> **YOUR GOAL**:
Look for the string "with" in every line, and copy each line that has it.

[Dataset rows]
*-*-*
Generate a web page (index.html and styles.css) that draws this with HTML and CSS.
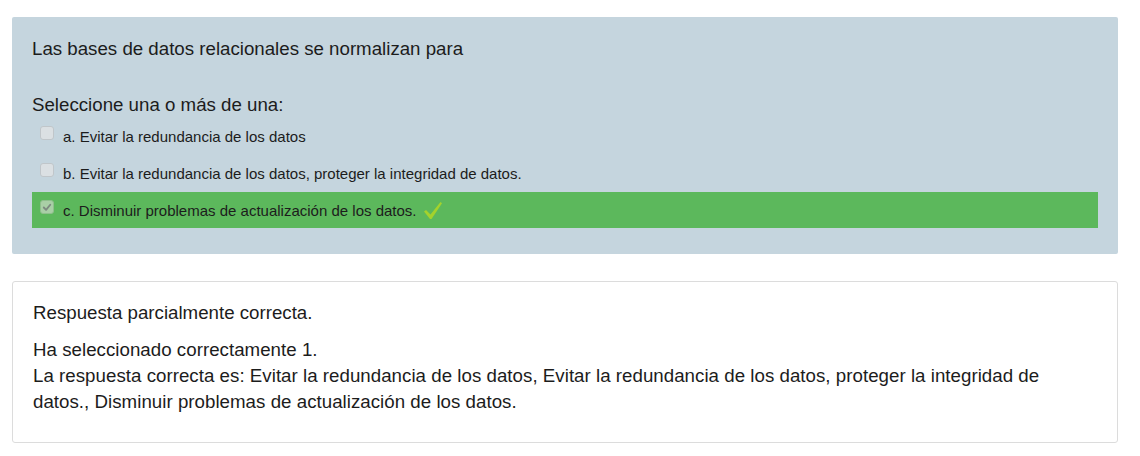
FILE: index.html
```html
<!DOCTYPE html>
<html lang="es">
<head>
<meta charset="utf-8">
<title>Pregunta</title>
<link rel="stylesheet" href="styles.css">
</head>
<body>
<div class="page">
  <div class="formulation">
    <p class="qtext">Las bases de datos relacionales se normalizan para</p>
    <p class="prompt">Seleccione una o más de una:</p>
    <div class="answers">
      <div class="option">
        <span class="cbox"></span>
        <span class="label">a. Evitar la redundancia de los datos</span>
      </div>
      <div class="option">
        <span class="cbox"></span>
        <span class="label">b. Evitar la redundancia de los datos, proteger la integridad de datos.</span>
      </div>
      <div class="option correct">
        <span class="cbox checked">
          <svg viewBox="0 0 13 13" width="13" height="13"><path d="M3 6.5 L5.5 9 L10 3.5" fill="none" stroke="#7d8a80" stroke-width="2" stroke-linecap="round" stroke-linejoin="round"/></svg>
        </span>
        <span class="label">c. Disminuir problemas de actualización de los datos.</span>
        <svg class="tick" viewBox="0 0 20 19" width="20" height="19"><path d="M1 10.5 L3 9 L7.5 13.5 L17.5 1 L19 2.2 L8.5 18 L7 18 Z" fill="#a4d22c"/></svg>
      </div>
    </div>
  </div>
  <div class="outcome">
    <p class="feedback">Respuesta parcialmente correcta.</p>
    <p class="right">Ha seleccionado correctamente 1.<br>La respuesta correcta es: Evitar la redundancia de los datos, Evitar la redundancia de los datos, proteger la integridad de datos., Disminuir problemas de actualización de los datos.</p>
  </div>
</div>
</body>
</html>
```

FILE: styles.css
```css
* { box-sizing: border-box; }
html, body { margin: 0; padding: 0; background: #fff; }
body {
  font-family: "Liberation Sans", Arial, sans-serif;
  color: #1c1c1c;
}
.page {
  width: 1106px;
  margin: 17px 0 0 12px;
  display: flex;
  flex-direction: column;
  gap: 27px;
}
p { margin: 0; }
.formulation {
  background: #c5d5de;
  border-radius: 2px;
  padding: 19px 20px 26px;
}
.qtext, .prompt, .feedback, .right {
  font-size: 18.7px;
  line-height: 26px;
}
.prompt { margin-top: 30px; }
.answers {
  display: flex;
  flex-direction: column;
  gap: 1px;
}
.option {
  height: 36px;
  display: flex;
  align-items: center;
  padding-left: 8px;
  font-size: 15px;
}
.option.correct { background: #5cb85c; }
.cbox {
  width: 14px;
  height: 14px;
  border: 1px solid #c0c6ca;
  border-radius: 3px;
  background: #dbe0e3;
  margin-right: 9px;
  margin-bottom: 6px;
  flex: none;
  display: flex;
  align-items: center;
  justify-content: center;
}
.cbox svg { display: block; }
.cbox.checked {
  background: #a9cfa6;
  border-color: #8fbf8c;
}
.tick { margin-left: 6px; display: block; }
.outcome {
  border: 1px solid #dcdcdc;
  border-radius: 3px;
  padding: 18px 20px 27px;
}
.right { margin-top: 11px; letter-spacing: 0.03px; }
```
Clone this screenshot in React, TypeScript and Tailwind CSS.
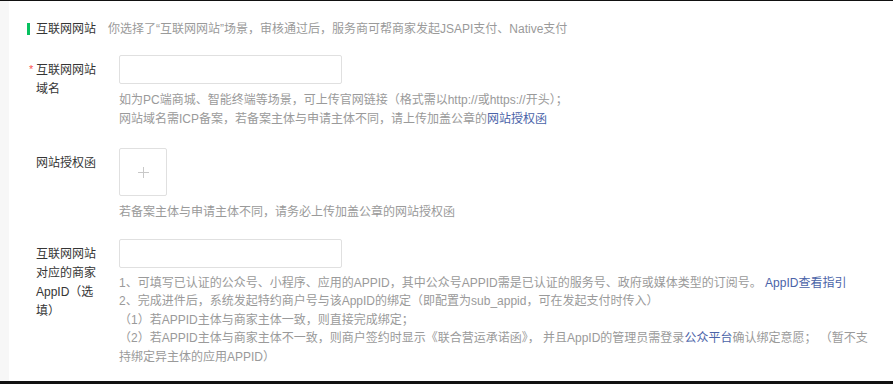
import React from "react";

const font = { fontFamily: '"Liberation Sans", "Noto Sans CJK SC", sans-serif' };

const Label = ({ required, children }: { required?: boolean; children: React.ReactNode }) => (
  <div className="flex w-[91px] shrink-0 pt-[6px] pl-[20px]">
    <span className="w-[7px] shrink-0 text-[11px] leading-[16px] text-[#fa5151]">{required ? "*" : ""}</span>
    <span className="w-[64px] shrink-0 text-[12px] leading-[19px] text-[#353535]">{children}</span>
  </div>
);

const Help = ({ children }: { children: React.ReactNode }) => (
  <div className="w-[754px] text-[12px] leading-[18.5px] text-[#9a9a9a]">{children}</div>
);

const Link = ({ children }: { children: React.ReactNode }) => (
  <span className="text-[#4a63a8] cursor-pointer">{children}</span>
);

export default function App() {
  return (
    <div className="flex h-[384px] w-full flex-col bg-white" style={font}>
      <div className="h-px bg-[#111]" />
      <div className="flex flex-1">
        {/* left gutter */}
        <div className="w-[9px] shrink-0 bg-[#f7f7f7]" />
        <div className="flex-1">
          {/* Section title */}
          <div className="mt-[20px] flex items-center pl-[18px]">
            <span className="h-[12px] w-[3px] bg-[#07c160]" />
            <span className="ml-[6px] text-[12px] leading-[16px] text-[#353535]">互联网网站</span>
            <span className="ml-[12px] text-[12px] leading-[16px] text-[#9a9a9a]">
              你选择了“互联网网站”场景，审核通过后，服务商可帮商家发起JSAPI支付、Native支付
            </span>
          </div>

          {/* Domain */}
          <div className="mt-[18px] flex">
            <Label required>互联网网站域名</Label>
            <div className="pl-[19px]">
              <input className="h-[29px] w-[223px] rounded-[2px] border border-[#e0e0e0] outline-none" />
              <div className="mt-[7px]">
                <Help>
                  <p>如为PC端商城、智能终端等场景，可上传官网链接（格式需以http://或https://开头）；</p>
                  <p>
                    网站域名需ICP备案，若备案主体与申请主体不同，请上传加盖公章的<Link>网站授权函</Link>
                  </p>
                </Help>
              </div>
            </div>
          </div>

          {/* Authorization letter */}
          <div className="mt-[20px] flex">
            <Label>网站授权函</Label>
            <div className="pl-[19px]">
              <div className="flex h-[48px] w-[48px] items-center justify-center rounded-[2px] border border-[#e0e0e0]">
                <svg width="11" height="11" viewBox="0 0 11 11">
                  <path d="M5.5 0v11M0 5.5h11" stroke="#c8c8c8" strokeWidth="1" />
                </svg>
              </div>
              <div className="mt-[7px]">
                <Help>
                  <p>若备案主体与申请主体不同，请务必上传加盖公章的网站授权函</p>
                </Help>
              </div>
            </div>
          </div>

          {/* AppID */}
          <div className="mt-[17px] flex">
            <Label>互联网网站对应的商家AppID（选填）</Label>
            <div className="pl-[19px]">
              <input className="h-[29px] w-[223px] rounded-[2px] border border-[#e0e0e0] outline-none" />
              <div className="mt-[6px]">
                <Help>
                  <p>
                    1、可填写已认证的公众号、小程序、应用的APPID，其中公众号APPID需是已认证的服务号、政府或媒体类型的订阅号。 <Link>AppID查看指引</Link>
                  </p>
                  <p>2、完成进件后，系统发起特约商户号与该AppID的绑定（即配置为sub_appid，可在发起支付时传入）</p>
                  <p>（1）若APPID主体与商家主体一致，则直接完成绑定；</p>
                  <p>
                    （2）若APPID主体与商家主体不一致，则商户签约时显示《联合营运承诺函》， 并且AppID的管理员需登录<Link>公众平台</Link>确认绑定意愿； （暂不支
                    <br />
                    持绑定异主体的应用APPID）
                  </p>
                </Help>
              </div>
            </div>
          </div>
        </div>
      </div>
      <div className="h-[3px] bg-[#111]" />
    </div>
  );
}
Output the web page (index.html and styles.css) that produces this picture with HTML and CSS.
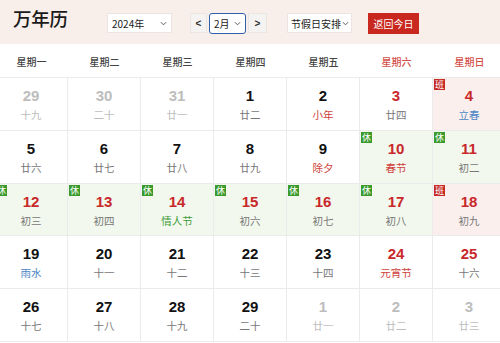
FILE: index.html
```html
<!DOCTYPE html>
<html lang="zh-CN">
<head>
<meta charset="utf-8">
<title>万年历</title>
<link rel="stylesheet" href="styles.css">
</head>
<body>
<header class="top">
  <h1 class="title">万年历</h1>
  <div class="sel year">2024年<svg class="chev" viewBox="0 0 8 5"><path d="M1 1l3 3 3-3"/></svg></div>
  <div class="month-group">
    <span class="nav prev">&lt;</span>
    <div class="sel month">2月<svg class="chev" viewBox="0 0 8 5"><path d="M1 1l3 3 3-3"/></svg></div>
    <span class="nav next">&gt;</span>
  </div>
  <div class="sel holiday">节假日安排<svg class="chev" viewBox="0 0 8 5"><path d="M1 1l3 3 3-3"/></svg></div>
  <button class="today">返回今日</button>
</header>
<div class="weekdays">
  <span>星期一</span><span>星期二</span><span>星期三</span><span>星期四</span><span>星期五</span><span class="wk">星期六</span><span class="wk">星期日</span>
</div>
<div class="grid">
  <div class="cell other"><b>29</b><i>十九</i></div>
  <div class="cell other"><b>30</b><i>二十</i></div>
  <div class="cell other"><b>31</b><i>廿一</i></div>
  <div class="cell"><b>1</b><i>廿二</i></div>
  <div class="cell"><b>2</b><i class="fest">小年</i></div>
  <div class="cell red"><b>3</b><i>廿四</i></div>
  <div class="cell red work"><em class="tag ban">班</em><b>4</b><i class="term">立春</i></div>

  <div class="cell"><b>5</b><i>廿六</i></div>
  <div class="cell"><b>6</b><i>廿七</i></div>
  <div class="cell"><b>7</b><i>廿八</i></div>
  <div class="cell"><b>8</b><i>廿九</i></div>
  <div class="cell"><b>9</b><i class="fest">除夕</i></div>
  <div class="cell red rest"><em class="tag xiu">休</em><b>10</b><i class="fest">春节</i></div>
  <div class="cell red rest"><em class="tag xiu">休</em><b>11</b><i>初二</i></div>

  <div class="cell red rest"><em class="tag xiu">休</em><b>12</b><i>初三</i></div>
  <div class="cell red rest"><em class="tag xiu">休</em><b>13</b><i>初四</i></div>
  <div class="cell red rest"><em class="tag xiu">休</em><b>14</b><i class="green">情人节</i></div>
  <div class="cell red rest"><em class="tag xiu">休</em><b>15</b><i>初六</i></div>
  <div class="cell red rest"><em class="tag xiu">休</em><b>16</b><i>初七</i></div>
  <div class="cell red rest"><em class="tag xiu">休</em><b>17</b><i>初八</i></div>
  <div class="cell red work"><em class="tag ban">班</em><b>18</b><i>初九</i></div>

  <div class="cell"><b>19</b><i class="term">雨水</i></div>
  <div class="cell"><b>20</b><i>十一</i></div>
  <div class="cell"><b>21</b><i>十二</i></div>
  <div class="cell"><b>22</b><i>十三</i></div>
  <div class="cell"><b>23</b><i>十四</i></div>
  <div class="cell red"><b>24</b><i class="fest">元宵节</i></div>
  <div class="cell red"><b>25</b><i>十六</i></div>

  <div class="cell"><b>26</b><i>十七</i></div>
  <div class="cell"><b>27</b><i>十八</i></div>
  <div class="cell"><b>28</b><i>十九</i></div>
  <div class="cell"><b>29</b><i>二十</i></div>
  <div class="cell other"><b>1</b><i>廿一</i></div>
  <div class="cell other"><b>2</b><i>廿二</i></div>
  <div class="cell other"><b>3</b><i>廿三</i></div>
</div>
</body>
</html>
```
FILE: styles.css
```css
* { box-sizing: border-box; }
html, body {
  margin: 0;
  padding: 0;
  width: 500px;
  height: 343px;
  overflow: hidden;
  background: #fff;
  font-family: "Liberation Sans", "Noto Sans CJK SC", sans-serif;
  color: #222;
}
.top {
  height: 44px;
  background: #f8eeea;
  display: flex;
  align-items: center;
  padding-left: 13px;
  white-space: nowrap;
}
.top > * { flex-shrink: 0; }
.title {
  margin: 0 39px 0 0;
  font-family: "Noto Sans CJK SC", sans-serif;
  font-size: 18.5px;
  font-weight: 500;
  line-height: 20px;
  width: 55px;
  letter-spacing: -0.3px;
  white-space: nowrap;
  position: relative;
  top: -4px;
  color: #1a1a1a;
}
.sel {
  height: 20px;
  background: #fff;
  border: 1px solid #ece4e0;
  display: flex;
  align-items: center;
  font-family: "Noto Sans CJK SC", sans-serif;
  font-size: 10px;
  color: #222;
  padding-left: 4px;
  position: relative;
  top: 1px;
  white-space: nowrap;
}
.chev {
  width: 7px;
  height: 5px;
  fill: none;
  stroke: #555;
  stroke-width: 1.1;
  margin-left: auto;
  margin-right: 4px;
  flex-shrink: 0;
}
.year { width: 65px; margin-right: 18px; }
.month-group {
  display: flex;
  align-items: center;
  margin-right: 20px;
  position: relative;
  top: 1px;
}
.nav {
  height: 20px;
  width: 17px;
  background: #f5f3f2;
  border: 1px solid #ece6e3;
  font-size: 10px;
  font-weight: bold;
  display: flex;
  align-items: center;
  justify-content: center;
  color: #333;
}
.month {
  width: 37px;
  height: 21px;
  border: 1.5px solid #2f5fa8;
  border-radius: 3px;
  margin: 0 2px 0 2px;
  top: 0;
}
.next { width: 19px; }
.holiday { width: 65px; margin-right: 16px; padding-left: 3px; }
.holiday .chev { margin-left: 1px; margin-right: 2px; }
.today {
  height: 21px;
  width: 51px;
  border: 0;
  padding: 0;
  background: #c9281f;
  color: #fff;
  font-family: "Noto Sans CJK SC", sans-serif;
  font-size: 10px;
  position: relative;
  top: 1px;
  white-space: nowrap;
}
.weekdays {
  display: grid;
  grid-template-columns: repeat(7, 73px);
  margin-left: -5px;
  height: 34px;
  align-items: center;
  border-bottom: 1px solid #ebebeb;
}
.weekdays span {
  text-align: center;
  font-family: "Noto Sans CJK SC", sans-serif;
  font-size: 10px;
  font-weight: 500;
  color: #444;
  padding-top: 1px;
}
.weekdays .wk { color: #d4504a; }
.grid {
  display: grid;
  grid-template-columns: repeat(7, 73px);
  grid-auto-rows: 52.8px;
  margin-left: -5px;
}
.cell {
  position: relative;
  border-right: 1px solid #ebebeb;
  border-bottom: 1px solid #ebebeb;
  display: flex;
  flex-direction: column;
  align-items: center;
  padding-top: 9px;
}
.cell b {
  font-size: 15px;
  line-height: 18px;
  font-weight: bold;
  color: #111;
}
.cell i {
  font-style: normal;
  font-family: "Noto Sans CJK SC", sans-serif;
  font-size: 10.5px;
  line-height: 14px;
  margin-top: 3px;
  color: #777;
  white-space: nowrap;
}
.cell.red b { color: #c9282a; }
.cell.other b { color: #bdbdbd; }
.cell.other i { color: #bdbdbd; }
.cell i.fest { color: #cf3f3a; }
.cell i.term { color: #4a86c4; }
.cell i.green { color: #3f9a3a; }
.cell.rest { background: #f2f8ed; }
.cell.work { background: #fbefee; }
.tag {
  position: absolute;
  left: 1px;
  top: 1px;
  width: 11px;
  height: 11px;
  font-style: normal;
  font-family: "Noto Sans CJK SC", sans-serif;
  font-size: 9px;
  line-height: 11px;
  color: #fff;
  text-align: center;
}
.xiu { background: #3b9a2c; }
.ban { background: #c62a25; }
```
*-*-*
> **PROBLEM SOLUTION**:
Generate a web page (index.html and styles.css) that draws this with HTML and CSS.
Output the web page (index.html and styles.css) that produces this picture with HTML and CSS.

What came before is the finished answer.